Kvindesland menilai bahwa Teheran bertujuan untuk menjalin hubungan yang positif dengan negara Barat yang pro-Zionis.

Hubungan antara Iran dengan negara-negara Barat juga terlihat dari upaya Amerika Serikat dalam membantu Syah untuk mendapatkan kursi kekuasaannya usai mengalami kudeta pada 1953.

Kemudian keduanya memperkuat hubungan dengan melakukan kerja sama militer untuk mengembangkan sistem rudal canggih di bawah kode nama 'Project Flower,' seperti dikutip New Arab.

Tak hanya bidang pertahanan, Iran dan Israel juga sepakat untuk bekerja sama di bidang ekonomi. Hal ini terlihat dari sebuah perusahaan kerja sama yang bernama Trans-Asiatic Oil.

Hal demikian mereka lakukan guna mendorong ekonomi Israel yang terkena embargo minyak dari negara-negara Arab anti-Israel.

Runtuhnya hubungan Iran-Israel

Berakhirnya hubungan kerja sama kedua negara terlihat sejak Ayatollah Khomeini muncul sebagai pemimpin revolusi yang menggulingkan pemerintahan Syah.

Khomeini membawa revolusi tersebut ke sebuah perubahan bagi Iran sebagai negara berbasis syariat Islam Syiah.

Iran pun langsung memutus semua hubungan dengan Israel dan sejumlah negara-negara Barat pro-Israel. Hingga Kedutaan Besar Israel di Teheran turut diubah menjadi kedutaan Palestina.

Menurut penjelasan wakil presiden eksekutif Quincy Institute for Responsible Statecraft, Trita Parsi mengatakan bahwa Khomeini berusaha untuk memisahkan kepentingan Palestina dari tujuan politik negara-negara Arab yang pro-Barat.

"Untuk mengatasi perpecahan Arab-Persia dan perpecahan Sunni-Syiah, Iran mengambil posisi yang jauh lebih agresif dalam masalah Palestina untuk menunjukkan kredibilitas kepemimpinannya di dunia Islam dan menempatkan rezim Arab yang bersekutu dengan Amerika Serikat dalam posisi defensif," ucap Parsi.

Sikap anti-Israel dan anti-AS menjadi salah satu hal yang mendasari niat Iran untuk benar-benar memutus hubungan dengan Israel.
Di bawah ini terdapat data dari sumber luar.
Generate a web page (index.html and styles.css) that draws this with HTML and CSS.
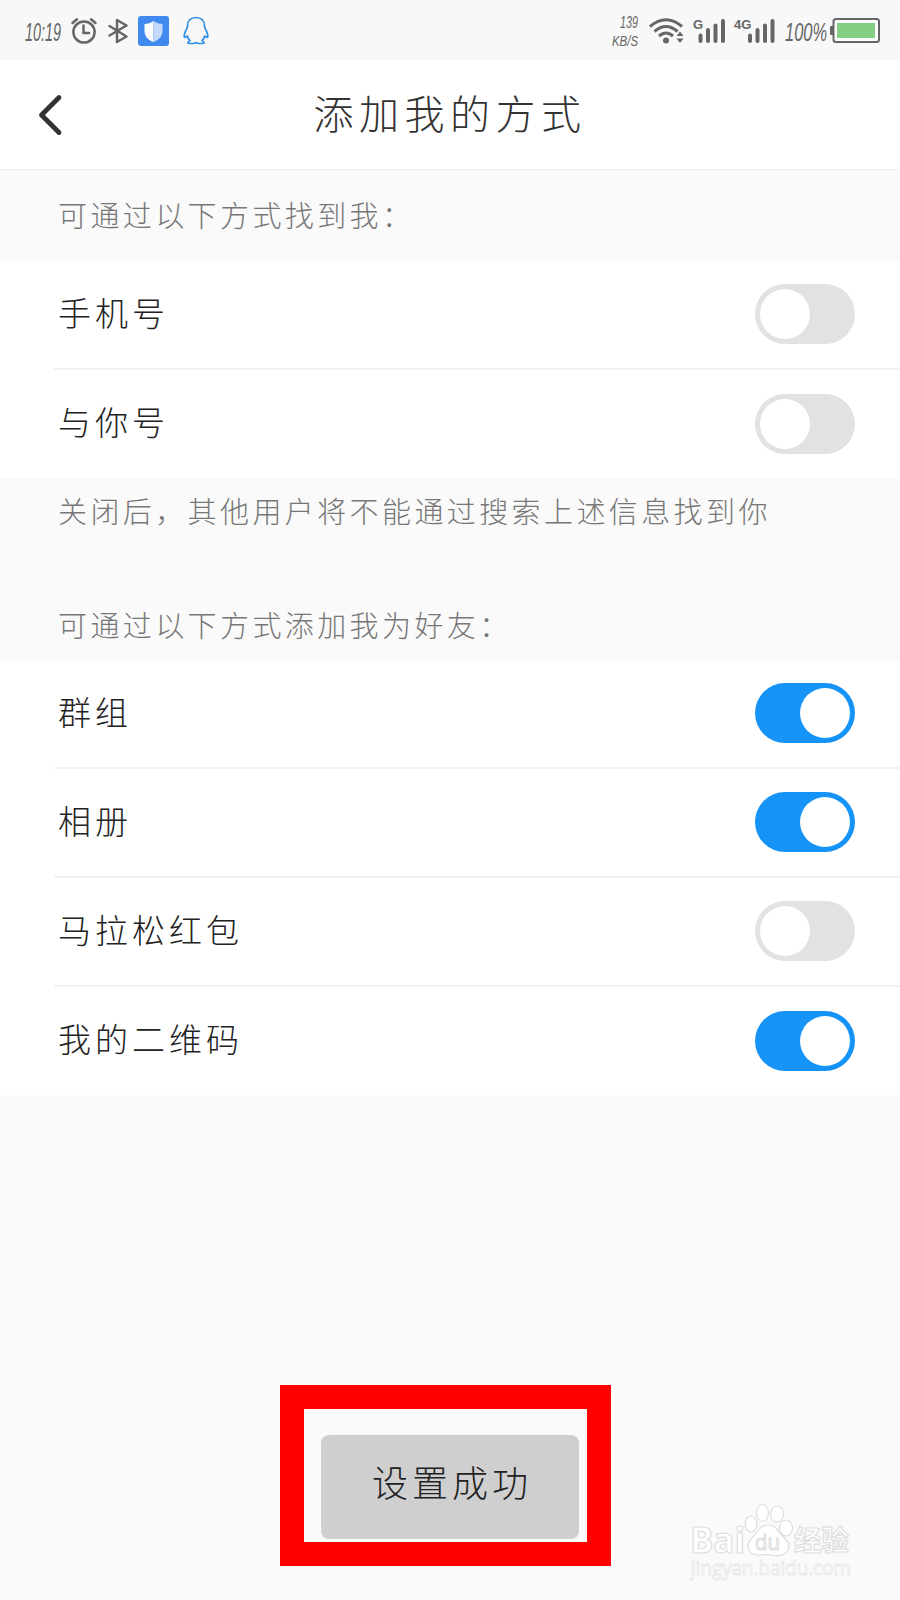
FILE: index.html
```
<!DOCTYPE html>
<html lang="zh-CN">
<head>
    <meta charset="UTF-8">
    <meta name="viewport" content="width=device-width, initial-scale=1.0">
    <title>添加我的方式</title>
    <link rel="stylesheet" href="styles.css">
</head>
<body>

    <div class="status-bar">
        <div class="status-left">
            <svg class="time" width="38" height="34" viewBox="0 0 38 34">
                <text x="0" y="27" font-size="26" textLength="36" lengthAdjust="spacingAndGlyphs">10:19</text>
            </svg>
            <svg class="alarm" width="26" height="28" viewBox="0 0 26 28" fill="none" stroke="#666" stroke-width="2.5" stroke-linecap="round">
                <circle cx="13" cy="15" r="10.6"/>
                <path d="M12.5 8.5V16H18M1.5 6L6 2.2M24.5 6L20 2.2"/>
            </svg>
            <svg class="bluetooth" width="20" height="26" viewBox="0 0 20 26" fill="none" stroke="#666" stroke-width="2.5" stroke-linejoin="round" stroke-linecap="round">
                <path d="M1.5 8L18.5 18.5L9 24V2L18.5 7.5L1.5 17.5"/>
            </svg>
            <svg class="shield" width="31" height="30" viewBox="0 0 31 30">
                <rect width="31" height="30" rx="3" fill="#4089ee"/>
                <path d="M15.5 5C12.5 7 9.5 8 6.5 8V15C6.5 20 10 24 15.5 26Z" fill="#fafcff"/>
                <path d="M15.5 5C18.5 7 21.5 8 24.5 8V15C24.5 20 21 24 15.5 26Z" fill="#c3d9f9"/>
            </svg>
            <svg class="penguin" width="26" height="29" viewBox="0 0 26 29" fill="none" stroke="#2c8fe6" stroke-width="1.7" stroke-linejoin="round">
                <path d="M13 1.5C7.500 1.5 4.500 5 4.500 10C4.500 13 1.500 15.500 1.200 19.500C1 22 2.500 21.500 4.300 20C4.600 22 5.500 23.500 7 24.700C4.500 25.500 4 27.500 6.500 27.500H11L13 26.500L15 27.500H19.500C22 27.500 21.500 25.500 19 24.700C20.500 23.500 21.400 22 21.700 20C23.500 21.500 25 22 24.800 19.500C24.500 15.500 21.500 13 21.500 10C21.500 5 18.500 1.500 13 1.500Z"/>
            </svg>
        </div>

        <div class="status-right">
            <svg class="speed" width="28" height="44" viewBox="0 0 28 44">
                <text x="8" y="18.5" font-size="17" textLength="18" lengthAdjust="spacingAndGlyphs">139</text>
                <text x="0" y="37" font-size="15" textLength="26" lengthAdjust="spacingAndGlyphs">KB/S</text>
            </svg>
            <svg class="wifi" width="35" height="26" viewBox="0 0 35 26" fill="none" stroke="#666" stroke-width="3">
                <path d="M1 8.5Q17 -5 33 8.5M5.5 13.5Q17 3.5 28.5 13.5M10 18Q17 12 24 18"/>
                <circle cx="17" cy="22.5" r="3" fill="#666" stroke="none"/>
                <path d="M31 13.5L34.5 18H27.5ZM31 25L34.5 20.500H27.5Z" fill="#666" stroke="none"/>
            </svg>
            <svg class="signal" width="32" height="26" viewBox="0 0 32 26">
                <text class="net" x="0" y="11" font-size="13">G</text>
                <path d="M7.5 17.5V23M15 12V23M22.5 7.5V23M30 3V23" stroke="#666" stroke-width="4" stroke-linecap="round"/>
            </svg>
            <svg class="signal-4g" width="41" height="26" viewBox="0 0 41 26">
                <text class="net" x="0" y="11" font-size="13">4G</text>
                <path d="M16 17.5V23M23.5 12V23M31 7.5V23M38.5 3V23" stroke="#666" stroke-width="4" stroke-linecap="round"/>
            </svg>
            <svg class="percent" width="43" height="34" viewBox="0 0 43 34">
                <text x="0" y="27" font-size="26" textLength="42" lengthAdjust="spacingAndGlyphs">100%</text>
            </svg>
            <svg class="battery" width="50" height="25" viewBox="0 0 50 25">
                <rect x="0" y="8" width="4" height="9" rx="1" fill="#666"/>
                <rect x="3.5" y="1" width="45.5" height="23" rx="2.5" fill="#fff" stroke="#666" stroke-width="2"/>
                <rect x="7" y="5" width="38" height="15" fill="#85cf85"/>
            </svg>
        </div>
    </div>

    <div class="header">
        <svg class="back" width="24" height="42" viewBox="0 0 24 42" fill="none" stroke="#333" stroke-width="4.8" stroke-linecap="round" stroke-linejoin="round">
            <path d="M21 3.5L3.5 21L21 38.5"/>
        </svg>
        <h1>添加我的方式</h1>
    </div>

    <p class="hint hint-first">可通过以下方式找到我：</p>

    <div class="list">
        <div class="row"><span>手机号</span><div class="switch"></div></div>
        <div class="row"><span>与你号</span><div class="switch"></div></div>
    </div>

    <div class="notes">
        <p class="hint">关闭后，其他用户将不能通过搜索上述信息找到你</p>
        <p class="hint">可通过以下方式添加我为好友：</p>
    </div>

    <div class="list">
        <div class="row"><span>群组</span><div class="switch on"></div></div>
        <div class="row"><span>相册</span><div class="switch on"></div></div>
        <div class="row"><span>马拉松红包</span><div class="switch"></div></div>
        <div class="row"><span>我的二维码</span><div class="switch on"></div></div>
    </div>

    <div class="highlight">
        <div class="toast">设置成功</div>
    </div>

    <!-- Watermark -->
    <svg class="watermark" width="180" height="90" viewBox="0 0 180 90">
        <g fill="#fff" stroke="#dedede" stroke-width="1.2">
            <text class="wm-latin" x="10" y="50" font-size="36" textLength="55" lengthAdjust="spacingAndGlyphs">Bai</text>
            <ellipse cx="71" cy="21" rx="6" ry="8"/>
            <ellipse cx="82.5" cy="10" rx="6" ry="8.5"/>
            <ellipse cx="97" cy="11" rx="6.5" ry="8"/>
            <ellipse cx="106" cy="25" rx="6.5" ry="8"/>
            <path d="M88 22C79 22 77 31 71 36C65 43 69 52 78 52C83 52 86 51 90 52C98 54 109 52 109 43C109 37 102 34 99 29C96 24 93 22 88 22Z"/>
            <text class="wm-du" x="75" y="47" font-size="22" textLength="25" lengthAdjust="spacingAndGlyphs">du</text>
            <text class="wm-cjk" x="114" y="48" font-size="28" textLength="55" lengthAdjust="spacingAndGlyphs">经验</text>
            <text class="wm-url" x="11" y="72" font-size="20" stroke="#e6e6e6" stroke-width="0.8" textLength="160" lengthAdjust="spacingAndGlyphs">jingyan.baidu.com</text>
        </g>
    </svg>

</body>
</html>
```
FILE: styles.css
```
body {
    margin: 0;
    position: relative;
    width: 900px;
    height: 1600px;
    overflow: hidden;
    background-color: #fafafa;
    font-family: "Noto Sans CJK SC", sans-serif;
    font-weight: 300;
    color: #333;
}

h1, p {
    margin: 0;
    font-weight: 300;
}

svg {
    display: block;
    flex: none;
    overflow: visible;
}

.status-bar {
    display: flex;
    justify-content: space-between;
    align-items: center;
    height: 60px;
    padding: 1px 20px 0 25px;
    box-sizing: border-box;
    background-color: #f8f8f8;
}

.status-left, .status-right {
    display: flex;
    align-items: center;
}

.status-bar text {
    font-family: "Liberation Sans Narrow", "Liberation Sans", sans-serif;
    font-style: italic;
    fill: #666;
}

.status-bar .net {
    font-family: "Liberation Sans", sans-serif;
    font-style: normal;
    font-weight: bold;
}

.alarm {
    margin-left: 8px;
}

.bluetooth {
    margin-left: 11px;
}

.shield {
    margin-left: 10px;
}

.penguin {
    margin-left: 14px;
}

.wifi {
    margin-left: 9px;
}

.signal, .signal-4g {
    margin-left: 9px;
}

.percent {
    margin-left: 10px;
}

.battery {
    margin-left: 2px;
}

.header {
    display: grid;
    grid-template-columns: 100px 1fr 100px;
    align-items: center;
    height: 110px;
    border-bottom: 1px solid #eee;
    box-sizing: border-box;
    background-color: white;
}

.back {
    margin-left: 38px;
}

.header h1 {
    padding-bottom: 6px;
    font-size: 40px;
    letter-spacing: 5.5px;
    line-height: 60px;
    text-align: center;
}

.hint {
    padding-left: 58px;
    font-size: 29px;
    line-height: 40px;
    letter-spacing: 3.4px;
    color: #777;
}

.hint-first {
    padding-top: 24px;
    padding-bottom: 27px;
}

.list {
    background-color: white;
}

.row {
    display: flex;
    justify-content: space-between;
    align-items: center;
    height: 109px;
    margin-left: 54px;
    padding: 0 45px 1px 4px;
    box-sizing: border-box;
    border-bottom: 2px solid #f2f2f2;
    font-size: 33px;
    letter-spacing: 4px;
    color: #222;
}

.row span {
    padding-bottom: 5px;
}

.row:last-child {
    height: 108px;
    border-bottom: none;
}

.switch {
    display: flex;
    width: 100px;
    height: 60px;
    padding: 5px;
    box-sizing: border-box;
    border-radius: 30px;
    background-color: #e2e2e2;
}

.switch::before {
    content: "";
    width: 50px;
    height: 50px;
    border-radius: 50%;
    background-color: white;
}

.switch.on {
    justify-content: flex-end;
    background-color: #1593f7;
}

.notes {
    display: flex;
    flex-direction: column;
    gap: 74px;
    height: 182px;
    padding-top: 12px;
    box-sizing: border-box;
}

.highlight {
    width: 331px;
    height: 181px;
    margin: 290px 0 0 280px;
    padding: 26px 8px 2px 17px;
    box-sizing: border-box;
    border: 24px solid #ff0000;
}

.toast {
    height: 104px;
    border-radius: 8px;
    background-color: #cfcfcf;
    font-size: 36px;
    line-height: 92px;
    letter-spacing: 4px;
    text-align: center;
    text-indent: 4px;
    color: #222;
}

/* sits over the page, bottom right */
.watermark {
    position: absolute;
    left: 680px;
    top: 1503px;
}

.wm-latin {
    font-family: "Open Sans", sans-serif;
    font-weight: bold;
}

.wm-du {
    font-family: "Open Sans", sans-serif;
    font-weight: 400;
}

.wm-cjk {
    font-family: "Noto Sans CJK SC", sans-serif;
    font-weight: bold;
}

.wm-url {
    font-family: "Open Sans", sans-serif;
    font-weight: 400;
}
```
Kini, hubungan antara kedua negara tambah memanas usai sebuah serangan berbalas antar kedua negara. Terlebih, Iran yang mempunyai beberapa proksi kelompok militer di negara lain terang-terangan menolak perilaku Israel yang melakukan genosida terhadap warga Palestina.

Namun, Iran yang mendapatkan keuntungan kerja sama pertahanan dari negara-negara Barat dan Israel terus dikembangkan. Oleh sebab itu, Teheran mempunyai sejumlah sistem militer canggih yang mampu menyaingi kekuatan Israel.

Upaya perkembangan Iran tersebut sempat ditolak dan dikecam oleh komunitas internasional hingga negara Barat. Mereka mengecam karena melihat potensi Iran sebagai negara yang harus menjadi pantauan dunia.

Ini karena Iran mempunyai sejumlah fasilitas militer dan situs pengembangan nuklir yang sewaktu-waktu bisa digunakan sebagai alat perang.(han)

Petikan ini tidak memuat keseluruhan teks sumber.